▶ _RECORDED DATA_:
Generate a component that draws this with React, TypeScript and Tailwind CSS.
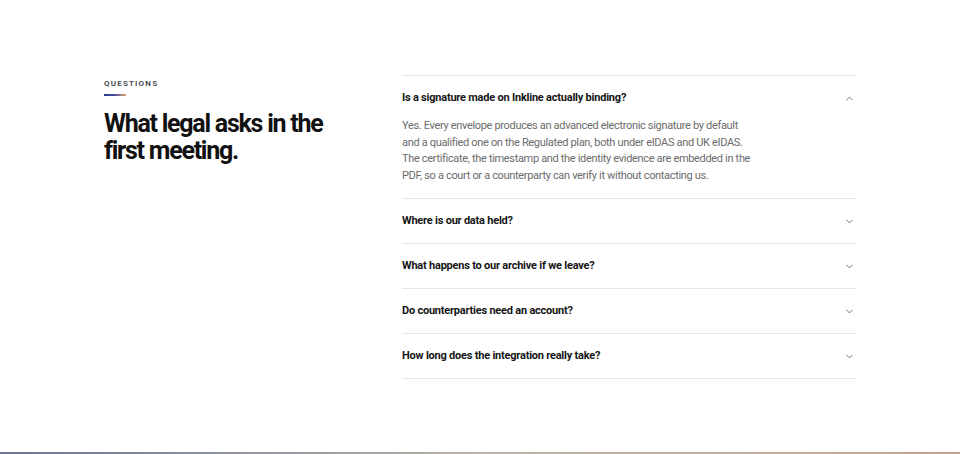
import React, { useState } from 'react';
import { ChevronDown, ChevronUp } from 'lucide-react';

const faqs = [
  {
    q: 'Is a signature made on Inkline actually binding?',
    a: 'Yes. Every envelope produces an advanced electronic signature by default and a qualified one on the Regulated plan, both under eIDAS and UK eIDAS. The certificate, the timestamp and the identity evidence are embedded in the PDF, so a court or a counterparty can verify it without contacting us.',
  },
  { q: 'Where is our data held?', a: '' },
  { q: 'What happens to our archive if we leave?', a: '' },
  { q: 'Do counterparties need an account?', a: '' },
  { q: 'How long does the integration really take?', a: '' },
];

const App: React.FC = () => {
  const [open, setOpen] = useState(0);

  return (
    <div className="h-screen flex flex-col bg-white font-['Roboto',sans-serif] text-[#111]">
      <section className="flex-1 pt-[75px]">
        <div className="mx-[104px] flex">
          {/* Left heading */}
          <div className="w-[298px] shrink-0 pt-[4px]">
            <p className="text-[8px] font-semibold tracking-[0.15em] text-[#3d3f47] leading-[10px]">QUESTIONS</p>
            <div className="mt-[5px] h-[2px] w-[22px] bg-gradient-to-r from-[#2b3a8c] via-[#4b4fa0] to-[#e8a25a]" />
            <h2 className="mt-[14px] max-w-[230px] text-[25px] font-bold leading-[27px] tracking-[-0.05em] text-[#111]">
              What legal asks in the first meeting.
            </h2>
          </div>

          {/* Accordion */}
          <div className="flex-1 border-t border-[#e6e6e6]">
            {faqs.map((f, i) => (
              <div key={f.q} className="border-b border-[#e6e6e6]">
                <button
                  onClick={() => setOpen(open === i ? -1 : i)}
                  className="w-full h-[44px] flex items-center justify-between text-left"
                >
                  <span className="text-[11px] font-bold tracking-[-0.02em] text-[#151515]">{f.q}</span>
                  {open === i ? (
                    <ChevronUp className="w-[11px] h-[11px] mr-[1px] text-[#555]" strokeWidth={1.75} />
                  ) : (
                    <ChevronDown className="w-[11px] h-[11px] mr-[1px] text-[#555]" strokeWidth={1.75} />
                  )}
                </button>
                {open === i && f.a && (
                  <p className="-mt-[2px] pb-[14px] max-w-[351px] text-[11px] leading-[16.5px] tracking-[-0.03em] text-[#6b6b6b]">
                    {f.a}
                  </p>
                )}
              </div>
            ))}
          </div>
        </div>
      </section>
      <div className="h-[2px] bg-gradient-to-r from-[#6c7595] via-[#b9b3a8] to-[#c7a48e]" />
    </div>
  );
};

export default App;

▶ _REQUIRED TASK_:
Reproduce the full material exactly, excluding the pictures.

▶ _RESPONSE_:
Generate a component that draws this with React, TypeScript and Tailwind CSS.
import React, { useState } from 'react';
import { ChevronDown, ChevronUp } from 'lucide-react';

const faqs = [
  {
    q: 'Is a signature made on Inkline actually binding?',
    a: 'Yes. Every envelope produces an advanced electronic signature by default and a qualified one on the Regulated plan, both under eIDAS and UK eIDAS. The certificate, the timestamp and the identity evidence are embedded in the PDF, so a court or a counterparty can verify it without contacting us.',
  },
  { q: 'Where is our data held?', a: '' },
  { q: 'What happens to our archive if we leave?', a: '' },
  { q: 'Do counterparties need an account?', a: '' },
  { q: 'How long does the integration really take?', a: '' },
];

const App: React.FC = () => {
  const [open, setOpen] = useState(0);

  return (
    <div className="h-screen flex flex-col bg-white font-['Roboto',sans-serif] text-[#111]">
      <section className="flex-1 pt-[75px]">
        <div className="mx-[104px] flex">
          {/* Left heading */}
          <div className="w-[298px] shrink-0 pt-[4px]">
            <p className="text-[8px] font-semibold tracking-[0.15em] text-[#3d3f47] leading-[10px]">QUESTIONS</p>
            <div className="mt-[5px] h-[2px] w-[22px] bg-gradient-to-r from-[#2b3a8c] via-[#4b4fa0] to-[#e8a25a]" />
            <h2 className="mt-[14px] max-w-[230px] text-[25px] font-bold leading-[27px] tracking-[-0.05em] text-[#111]">
              What legal asks in the first meeting.
            </h2>
          </div>

          {/* Accordion */}
          <div className="flex-1 border-t border-[#e6e6e6]">
            {faqs.map((f, i) => (
              <div key={f.q} className="border-b border-[#e6e6e6]">
                <button
                  onClick={() => setOpen(open === i ? -1 : i)}
                  className="w-full h-[44px] flex items-center justify-between text-left"
                >
                  <span className="text-[11px] font-bold tracking-[-0.02em] text-[#151515]">{f.q}</span>
                  {open === i ? (
                    <ChevronUp className="w-[11px] h-[11px] mr-[1px] text-[#555]" strokeWidth={1.75} />
                  ) : (
                    <ChevronDown className="w-[11px] h-[11px] mr-[1px] text-[#555]" strokeWidth={1.75} />
                  )}
                </button>
                {open === i && f.a && (
                  <p className="-mt-[2px] pb-[14px] max-w-[351px] text-[11px] leading-[16.5px] tracking-[-0.03em] text-[#6b6b6b]">
                    {f.a}
                  </p>
                )}
              </div>
            ))}
          </div>
        </div>
      </section>
      <div className="h-[2px] bg-gradient-to-r from-[#6c7595] via-[#b9b3a8] to-[#c7a48e]" />
    </div>
  );
};

export default App;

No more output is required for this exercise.